Scan the entries below. List each line with "this".
━━━━━━━━━━━━━━━━━━━━
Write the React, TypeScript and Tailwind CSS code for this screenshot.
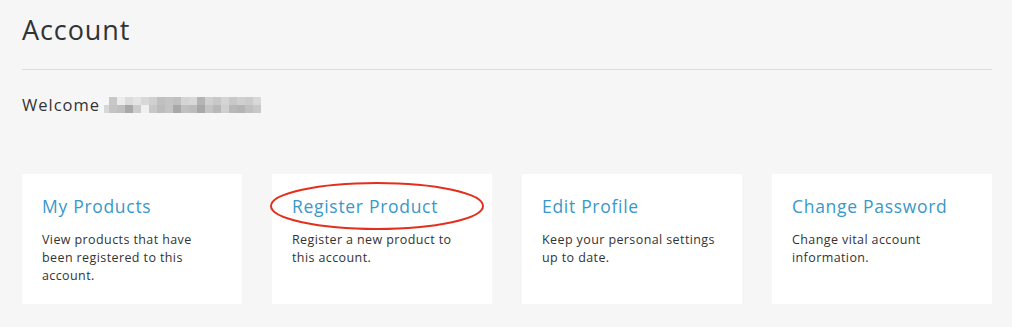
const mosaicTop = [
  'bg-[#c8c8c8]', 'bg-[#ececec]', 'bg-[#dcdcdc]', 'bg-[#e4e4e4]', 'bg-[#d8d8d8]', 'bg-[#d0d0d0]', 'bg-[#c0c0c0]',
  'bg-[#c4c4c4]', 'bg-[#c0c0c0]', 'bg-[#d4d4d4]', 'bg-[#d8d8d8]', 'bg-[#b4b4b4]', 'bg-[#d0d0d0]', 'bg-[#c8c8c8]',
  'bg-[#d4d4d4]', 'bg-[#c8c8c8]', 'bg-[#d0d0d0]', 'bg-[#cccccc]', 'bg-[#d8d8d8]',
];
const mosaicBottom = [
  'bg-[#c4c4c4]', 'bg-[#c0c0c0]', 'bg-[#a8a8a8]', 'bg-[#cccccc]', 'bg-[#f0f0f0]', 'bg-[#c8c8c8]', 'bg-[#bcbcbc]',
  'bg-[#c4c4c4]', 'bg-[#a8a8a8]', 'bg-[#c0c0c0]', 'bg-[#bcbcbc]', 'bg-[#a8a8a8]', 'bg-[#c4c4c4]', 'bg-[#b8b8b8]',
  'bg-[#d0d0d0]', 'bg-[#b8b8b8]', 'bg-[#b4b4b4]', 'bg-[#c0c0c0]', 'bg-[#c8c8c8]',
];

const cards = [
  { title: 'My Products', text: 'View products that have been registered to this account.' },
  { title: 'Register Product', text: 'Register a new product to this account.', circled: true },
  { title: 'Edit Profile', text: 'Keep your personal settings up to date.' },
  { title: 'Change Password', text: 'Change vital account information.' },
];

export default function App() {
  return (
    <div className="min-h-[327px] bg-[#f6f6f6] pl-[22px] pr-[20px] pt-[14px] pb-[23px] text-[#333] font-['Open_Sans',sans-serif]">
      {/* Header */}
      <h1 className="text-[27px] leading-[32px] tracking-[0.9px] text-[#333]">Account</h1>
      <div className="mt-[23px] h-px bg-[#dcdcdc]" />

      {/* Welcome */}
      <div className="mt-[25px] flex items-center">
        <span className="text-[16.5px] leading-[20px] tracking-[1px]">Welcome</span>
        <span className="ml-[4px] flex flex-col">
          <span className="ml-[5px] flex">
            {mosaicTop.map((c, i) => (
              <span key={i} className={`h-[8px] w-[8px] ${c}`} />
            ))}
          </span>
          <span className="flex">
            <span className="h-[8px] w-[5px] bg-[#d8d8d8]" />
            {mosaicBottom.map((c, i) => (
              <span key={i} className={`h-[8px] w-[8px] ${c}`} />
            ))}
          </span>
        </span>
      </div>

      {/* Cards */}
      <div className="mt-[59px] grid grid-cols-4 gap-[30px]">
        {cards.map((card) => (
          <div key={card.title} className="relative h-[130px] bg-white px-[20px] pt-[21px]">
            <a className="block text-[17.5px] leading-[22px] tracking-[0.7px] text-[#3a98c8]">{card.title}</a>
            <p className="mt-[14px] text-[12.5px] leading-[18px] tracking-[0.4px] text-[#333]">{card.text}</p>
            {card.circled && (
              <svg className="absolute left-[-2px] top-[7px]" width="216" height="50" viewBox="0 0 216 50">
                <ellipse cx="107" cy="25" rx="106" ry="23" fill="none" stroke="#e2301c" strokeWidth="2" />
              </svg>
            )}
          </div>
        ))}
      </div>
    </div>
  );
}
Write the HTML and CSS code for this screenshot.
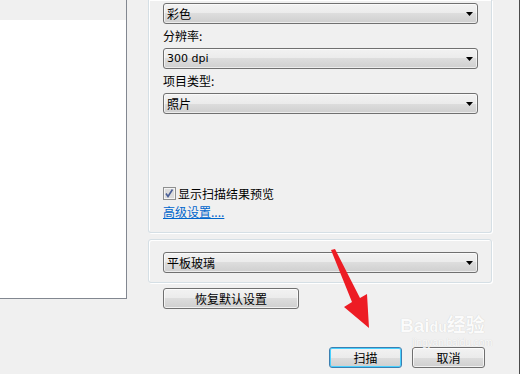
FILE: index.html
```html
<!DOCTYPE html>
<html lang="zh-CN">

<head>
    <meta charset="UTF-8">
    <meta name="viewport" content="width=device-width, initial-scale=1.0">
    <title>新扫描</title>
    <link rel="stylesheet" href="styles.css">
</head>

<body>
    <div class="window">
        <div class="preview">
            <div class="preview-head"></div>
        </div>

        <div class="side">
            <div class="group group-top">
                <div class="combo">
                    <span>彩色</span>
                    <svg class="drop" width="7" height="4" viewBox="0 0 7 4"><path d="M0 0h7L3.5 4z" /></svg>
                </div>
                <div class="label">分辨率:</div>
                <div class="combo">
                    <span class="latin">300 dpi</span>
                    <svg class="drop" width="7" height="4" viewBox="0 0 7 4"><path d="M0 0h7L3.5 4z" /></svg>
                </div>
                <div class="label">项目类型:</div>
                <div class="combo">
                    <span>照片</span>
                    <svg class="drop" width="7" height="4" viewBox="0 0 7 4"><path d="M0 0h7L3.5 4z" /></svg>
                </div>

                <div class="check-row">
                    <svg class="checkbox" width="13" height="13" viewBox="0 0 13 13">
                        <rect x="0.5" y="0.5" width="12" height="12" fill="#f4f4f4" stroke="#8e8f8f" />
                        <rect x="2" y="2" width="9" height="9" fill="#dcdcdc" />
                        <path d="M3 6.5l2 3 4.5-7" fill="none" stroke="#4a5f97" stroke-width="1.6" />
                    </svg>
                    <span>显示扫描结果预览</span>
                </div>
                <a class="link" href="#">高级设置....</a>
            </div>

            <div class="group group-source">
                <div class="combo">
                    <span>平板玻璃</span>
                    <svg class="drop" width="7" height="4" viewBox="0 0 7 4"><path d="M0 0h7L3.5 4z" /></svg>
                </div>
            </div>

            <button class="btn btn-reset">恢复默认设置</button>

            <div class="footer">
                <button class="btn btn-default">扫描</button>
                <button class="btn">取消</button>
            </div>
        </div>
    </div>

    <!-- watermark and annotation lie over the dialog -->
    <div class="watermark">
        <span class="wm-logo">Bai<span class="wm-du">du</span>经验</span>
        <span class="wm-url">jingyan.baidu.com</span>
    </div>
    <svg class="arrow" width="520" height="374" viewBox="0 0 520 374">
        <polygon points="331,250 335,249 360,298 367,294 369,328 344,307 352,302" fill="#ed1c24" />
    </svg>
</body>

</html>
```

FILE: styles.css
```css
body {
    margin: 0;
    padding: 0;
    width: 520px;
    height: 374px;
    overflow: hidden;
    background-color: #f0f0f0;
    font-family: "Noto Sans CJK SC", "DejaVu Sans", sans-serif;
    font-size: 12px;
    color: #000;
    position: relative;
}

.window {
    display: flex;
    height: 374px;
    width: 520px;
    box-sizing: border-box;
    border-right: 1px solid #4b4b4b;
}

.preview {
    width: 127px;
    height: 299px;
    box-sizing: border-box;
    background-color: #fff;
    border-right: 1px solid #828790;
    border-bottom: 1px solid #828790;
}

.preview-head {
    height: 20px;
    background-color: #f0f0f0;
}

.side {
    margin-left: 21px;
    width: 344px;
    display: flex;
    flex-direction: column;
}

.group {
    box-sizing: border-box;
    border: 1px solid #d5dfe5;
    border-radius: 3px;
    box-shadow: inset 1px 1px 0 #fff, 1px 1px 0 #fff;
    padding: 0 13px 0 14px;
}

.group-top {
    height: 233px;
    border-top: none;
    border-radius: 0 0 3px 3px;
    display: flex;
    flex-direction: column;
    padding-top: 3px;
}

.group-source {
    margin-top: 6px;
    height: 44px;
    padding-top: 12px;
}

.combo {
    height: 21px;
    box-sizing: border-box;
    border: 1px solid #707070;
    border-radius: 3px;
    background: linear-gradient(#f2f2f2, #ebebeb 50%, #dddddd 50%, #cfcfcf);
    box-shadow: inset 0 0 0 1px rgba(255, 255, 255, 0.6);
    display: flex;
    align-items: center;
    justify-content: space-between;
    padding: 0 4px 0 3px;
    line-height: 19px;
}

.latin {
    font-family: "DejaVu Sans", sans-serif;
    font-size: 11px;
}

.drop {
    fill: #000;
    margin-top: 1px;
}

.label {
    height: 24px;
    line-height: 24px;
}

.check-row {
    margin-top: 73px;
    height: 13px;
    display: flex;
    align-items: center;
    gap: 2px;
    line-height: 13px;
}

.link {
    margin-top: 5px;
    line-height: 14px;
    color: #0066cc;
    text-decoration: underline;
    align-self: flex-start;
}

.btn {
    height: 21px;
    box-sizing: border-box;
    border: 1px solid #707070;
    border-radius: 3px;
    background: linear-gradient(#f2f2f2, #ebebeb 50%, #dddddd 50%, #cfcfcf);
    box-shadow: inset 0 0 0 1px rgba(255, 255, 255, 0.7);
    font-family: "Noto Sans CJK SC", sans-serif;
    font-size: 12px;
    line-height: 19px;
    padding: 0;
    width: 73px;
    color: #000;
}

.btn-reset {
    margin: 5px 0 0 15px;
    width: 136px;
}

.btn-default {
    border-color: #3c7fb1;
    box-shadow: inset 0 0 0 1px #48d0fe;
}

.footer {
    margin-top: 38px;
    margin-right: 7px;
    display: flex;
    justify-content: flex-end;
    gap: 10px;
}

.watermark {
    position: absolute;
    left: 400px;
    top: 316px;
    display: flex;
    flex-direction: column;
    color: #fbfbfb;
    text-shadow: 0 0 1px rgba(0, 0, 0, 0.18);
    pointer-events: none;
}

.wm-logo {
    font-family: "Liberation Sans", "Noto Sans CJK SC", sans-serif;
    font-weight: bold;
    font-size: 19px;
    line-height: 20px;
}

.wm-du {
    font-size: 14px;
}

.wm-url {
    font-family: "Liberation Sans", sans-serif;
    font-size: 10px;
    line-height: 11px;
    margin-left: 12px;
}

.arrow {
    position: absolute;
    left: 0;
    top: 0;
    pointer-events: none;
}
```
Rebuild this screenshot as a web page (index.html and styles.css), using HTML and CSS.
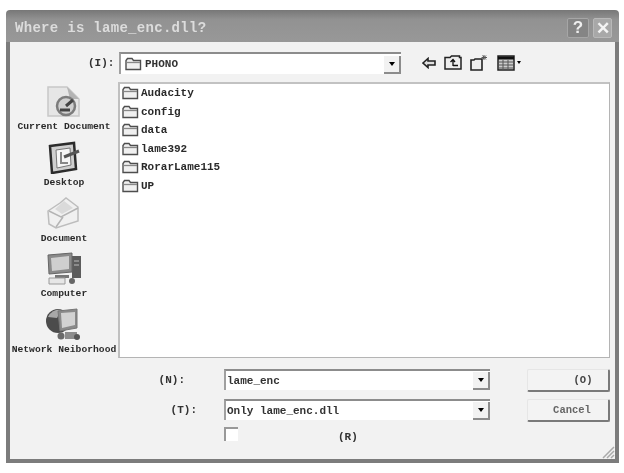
━━━━━━━━━━━━━━━━━━━━
FINISHED TASK ▸
Write the React, TypeScript and Tailwind CSS code for this screenshot.
  { title: 'My Products', text: 'View products that have been registered to this account.' },
  { title: 'Register Product', text: 'Register a new product to this account.', circled: true },
Write the HTML and CSS code for this screenshot.
Rebuild this screenshot as a web page (index.html and styles.css), using HTML and CSS.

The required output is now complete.